You’re Losing Strength While Chasing More Cardio

Trim cardio intensity first, not lifting quality. Keep two to three days per week where lifting comes first and you keep your core sets strong. Then use easy cardio to build weekly minutes. Also check sleep and food intake, since under-fueling shows up fast in heavy sets.

Sample Session Templates You Can Copy

Use these as plug-and-play options. Swap movements to match your equipment and skill level. Keep the order the same and adjust time to fit your week.

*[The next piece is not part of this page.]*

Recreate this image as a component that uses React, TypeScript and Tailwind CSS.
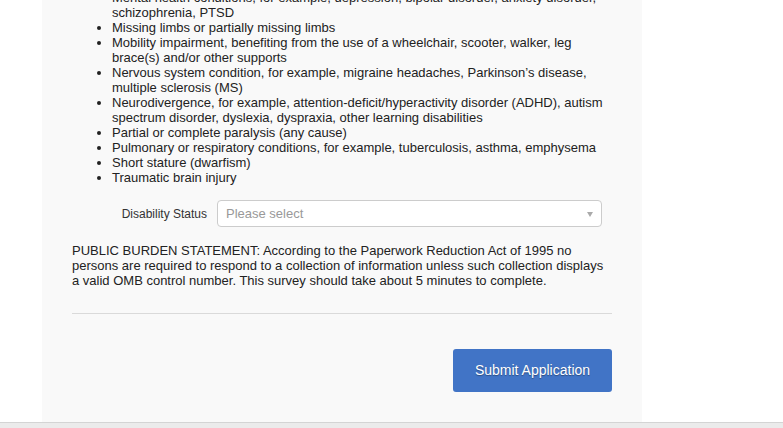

Session Order Example Flow
Strength + steady cardio Lift, then cardio Warm-up → squat 5×3 → accessories 3 movements → 15–25 min incline walk
Upper body + intervals Lift, then cardio Warm-up → bench + rows → shoulders/arms → 8×30 sec hard bike / 90 sec easy
Run focus + light lifting Cardio, then lift Warm-up → tempo run 20 min → light hinge + core circuit → easy cool-down
Bike focus + leg maintenance Cardio, then lift Warm-up → intervals 6×2 min → goblet squat + RDL 3×8 → mobility
Two-a-day split Separate blocks AM: steady 30–45 min → PM: full-body lifting with one main lift

How To Make The Order Stick Long Term

The best plan is the one you can repeat. If cardio at the end feels like a chore, shorten it and keep it easy, then build time over weeks. If lifting feels rushed after a long run, move the run to a different day or trim the run.

Track One Thing Per Block

  • For lifting: track load and reps on one main lift.
  • For cardio: track time at an easy pace, or track interval pace on one workout.

When you track one simple measure for each block, you’ll notice fast if the order is hurting the part you care about. Then you can swap order, adjust intensity, or split sessions before small drifts turn into months of stalled progress.